Within a few weeks of starting in my position at the Council, I met Cape Fear Valley Health Community Paramedic Chris Dudley at a health resource event in Fayetteville. Unlike the other vendors offering gifts of hand sanitizer, mints, and pens, Dudley and a coworker greeted guests with a table that contained pink, white, and black boxes and a sheet if attendees wanted to sign up for a training being offered.
“Well exactly how long will it take? I asked, thinking I would need to check my schedule for hours-long training.
Dudley explained the training wouldn’t take long and all I had to do was complete the form. I watched as he retrieved the Narcan Nasal Spray, a prescription medicine designed to reverse the effects of an opioid. Although the canister reminded me of my asthma medication, I would learn the substance in Dudley’s hands could also be considered a “rescuer” or be the difference between life and death. As a paramedic, Dudley and his colleagues administer this treatment when someone is in the midst of an overdose emergency.
Having previously pastored a church in Washington, D.C., a city with its own reported issues of crime and substance abuse, I would have never suspected that it would be here in North Carolina that my clergy bag of anointing oil, mints, and a Bible might now also need to contain Narcan.
These days, it doesn’t matter whether you are serving a rural church or one in an urban setting, it’s likely the impact of substance use and overdose have found its way onto your congregation’s prayer concerns. Thus, we cannot only see the matter as something to only address when a congregant requests prayer for a family member or we’re standing over a coffin eulogizing a young adult who didn’t get to the emergency room in time after experimenting at a party.
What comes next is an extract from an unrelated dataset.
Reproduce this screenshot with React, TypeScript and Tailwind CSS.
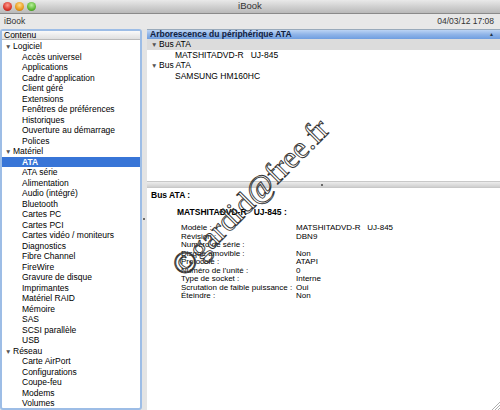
const sidebar: { label: string; level: number; selected?: boolean }[] = [
  { label: 'Logiciel', level: 0 },
  { label: 'Accès universel', level: 1 },
  { label: 'Applications', level: 1 },
  { label: 'Cadre d’application', level: 1 },
  { label: 'Client géré', level: 1 },
  { label: 'Extensions', level: 1 },
  { label: 'Fenêtres de préférences', level: 1 },
  { label: 'Historiques', level: 1 },
  { label: 'Ouverture au démarrage', level: 1 },
  { label: 'Polices', level: 1 },
  { label: 'Matériel', level: 0 },
  { label: 'ATA', level: 1, selected: true },
  { label: 'ATA série', level: 1 },
  { label: 'Alimentation', level: 1 },
  { label: 'Audio (intégré)', level: 1 },
  { label: 'Bluetooth', level: 1 },
  { label: 'Cartes PC', level: 1 },
  { label: 'Cartes PCI', level: 1 },
  { label: 'Cartes vidéo / moniteurs', level: 1 },
  { label: 'Diagnostics', level: 1 },
  { label: 'Fibre Channel', level: 1 },
  { label: 'FireWire', level: 1 },
  { label: 'Gravure de disque', level: 1 },
  { label: 'Imprimantes', level: 1 },
  { label: 'Matériel RAID', level: 1 },
  { label: 'Mémoire', level: 1 },
  { label: 'SAS', level: 1 },
  { label: 'SCSI parallèle', level: 1 },
  { label: 'USB', level: 1 },
  { label: 'Réseau', level: 0 },
  { label: 'Carte AirPort', level: 1 },
  { label: 'Configurations', level: 1 },
  { label: 'Coupe-feu', level: 1 },
  { label: 'Modems', level: 1 },
  { label: 'Volumes', level: 1 },
]

const props: [string, string][] = [
  ['Modèle :', 'MATSHITADVD-R   UJ-845'],
  ['Révision :', 'DBN9'],
  ['Numéro de série :', ''],
  ['Disque amovible :', 'Non'],
  ['Protocole :', 'ATAPI'],
  ['Numéro de l’unité :', '0'],
  ['Type de socket :', 'Interne'],
  ['Scrutation de faible puissance :', 'Oui'],
  ['Éteindre :', 'Non'],
]

const Tri = () => <span className="inline-block w-[8px] text-[6.5px] text-[#555] leading-none">▼</span>

export default function App() {
  return (
    <div className="relative w-[500px] h-[410px] overflow-hidden bg-[#e6e6e6] text-[8.5px] text-black [font-family:'Liberation_Sans',Arial,sans-serif]">
      {/* title bar */}
      <div className="relative h-[14px] bg-gradient-to-b from-[#e9e9e9] to-[#b9b9b9] border-b border-[#8a8a8a] flex items-center">
        <div className="flex gap-[3px] pl-[3px]">
          <span className="w-[9px] h-[9px] rounded-full bg-[radial-gradient(circle_at_50%_35%,#ff9c8e,#d8352a_60%,#9a1c12)]" />
          <span className="w-[9px] h-[9px] rounded-full bg-[radial-gradient(circle_at_50%_35%,#ffdc8a,#e99a1c_60%,#a5650c)]" />
          <span className="w-[9px] h-[9px] rounded-full bg-[radial-gradient(circle_at_50%_35%,#b8f09a,#5cb834_60%,#2f7a14)]" />
        </div>
        <span className="absolute left-0 right-0 text-center text-[9.5px] text-[#333]">iBook</span>
      </div>

      {/* toolbar */}
      <div className="h-[15px] bg-[#e8e8e8] flex items-center justify-between px-[4px] text-[8.5px] text-[#333]">
        <span>iBook</span>
        <span className="pr-[2px]">04/03/12 17:08</span>
      </div>

      <div className="flex h-[381px]">
        {/* sidebar */}
        <div className="w-[142px] h-full border-2 border-[#9dbde6] rounded-[3px] bg-white flex flex-col overflow-hidden">
          <div className="h-[9px] leading-[9px] px-[2px] bg-gradient-to-b from-[#fafafa] to-[#e0e0e0] border-b border-[#bbb]">Contenu</div>
          <div className="pt-[1px]">
            {sidebar.map((r) => (
              <div
                key={r.label}
                className={
                  'h-[10.5px] leading-[10.5px] whitespace-nowrap ' +
                  (r.selected ? 'bg-[#3875d7] text-white font-bold' : '')
                }
                style={{ paddingLeft: r.level === 0 ? 3 : 20 }}
              >
                {r.level === 0 && <Tri />}
                {r.label}
              </div>
            ))}
          </div>
        </div>

        {/* vertical splitter */}
        <div className="relative w-[5px] bg-[#e4e4e4]">
          <span className="absolute left-[1px] top-[189px] w-[2px] h-[2px] bg-[#444] rounded-full" />
        </div>

        {/* right side */}
        <div className="flex-1 flex flex-col">
          <div className="h-[152px] bg-white flex flex-col border-t border-[#9ab]">
            <div className="relative h-[9px] leading-[9px] px-[3px] font-bold text-[#102040] bg-gradient-to-b from-[#bcd4f4] via-[#8fb4e8] to-[#6f9ee0]">
              Arborescence du périphérique ATA
              <span className="absolute right-[6px] top-0 text-[5px] text-[#234]">▲</span>
            </div>
            <div className="h-[10.5px] leading-[10.5px] bg-[#dcdcdc] pl-[4px]"><Tri />Bus ATA</div>
            <div className="h-[10.5px] leading-[10.5px] pl-[28px] whitespace-pre">MATSHITADVD-R   UJ-845</div>
            <div className="h-[10.5px] leading-[10.5px] pl-[4px]"><Tri />Bus ATA</div>
            <div className="h-[10.5px] leading-[10.5px] pl-[28px]">SAMSUNG HM160HC</div>
          </div>

          {/* horizontal splitter */}
          <div className="relative h-[7px] bg-gradient-to-b from-[#ececec] via-[#dedede] to-[#cfcfcf] border-y border-[#c8c8c8]">
            <span className="absolute left-[174px] top-[2px] w-[2px] h-[2px] bg-[#444] rounded-full" />
          </div>

          <div className="flex-1 bg-white pl-[4px] pt-[2px]">
            <div className="font-bold h-[10px] leading-[10px]">Bus ATA :</div>
            <div className="font-bold pl-[26px] mt-[7px] h-[10px] leading-[10px] whitespace-pre">MATSHITADVD-R   UJ-845 :</div>
            <div className="pl-[30px] mt-[7px] text-[8px]">
              {props.map(([k, v]) => (
                <div key={k} className="flex h-[8.5px] leading-[8.5px] whitespace-pre">
                  <span className="w-[115px]">{k}</span>
                  <span>{v}</span>
                </div>
              ))}
            </div>
          </div>
        </div>
      </div>

      {/* watermark */}
      <svg className="absolute left-0 top-0 pointer-events-none" width="500" height="410">
        <text
          x="0"
          y="0"
          transform="translate(184 278) rotate(-45)"
          fontFamily="'Liberation Serif', serif"
          fontSize="31"
          fill="none"
          stroke="#333"
          strokeWidth="0.9"
        >
          ©gardid@free.fr
        </text>
      </svg>

      {/* resize grip */}
      <svg className="absolute right-0 bottom-0" width="10" height="10">
        <path d="M2 10 L10 2 M5 10 L10 5 M8 10 L10 8" stroke="#999" strokeWidth="0.8" />
      </svg>
    </div>
  )
}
“In Cumberland County, we have had more emergency room visits than anybody in the state of North Carolina for opiates,” said Glenn Adams, a member of the Cumberland County Board of Commissioners, in a Feb. 20, 2023, ABC11 WTVD-TV interview about the opioid crisis and intervention efforts.
For those who are resuscitated at the ER, how do faith communities respond to their needs and those family members who seek clergy out for spiritual care? What do we say? What resources are we aware of or have identified for referral?
Although we won’t solve the entire opioid crisis within Cumberland County during our time together at our next Clergy Breakfast in Fayetteville, my prayer is that we’ll begin meaningful conversations that will result in clergy recognizing how to better engage with members of our community and compassionately discuss substance use.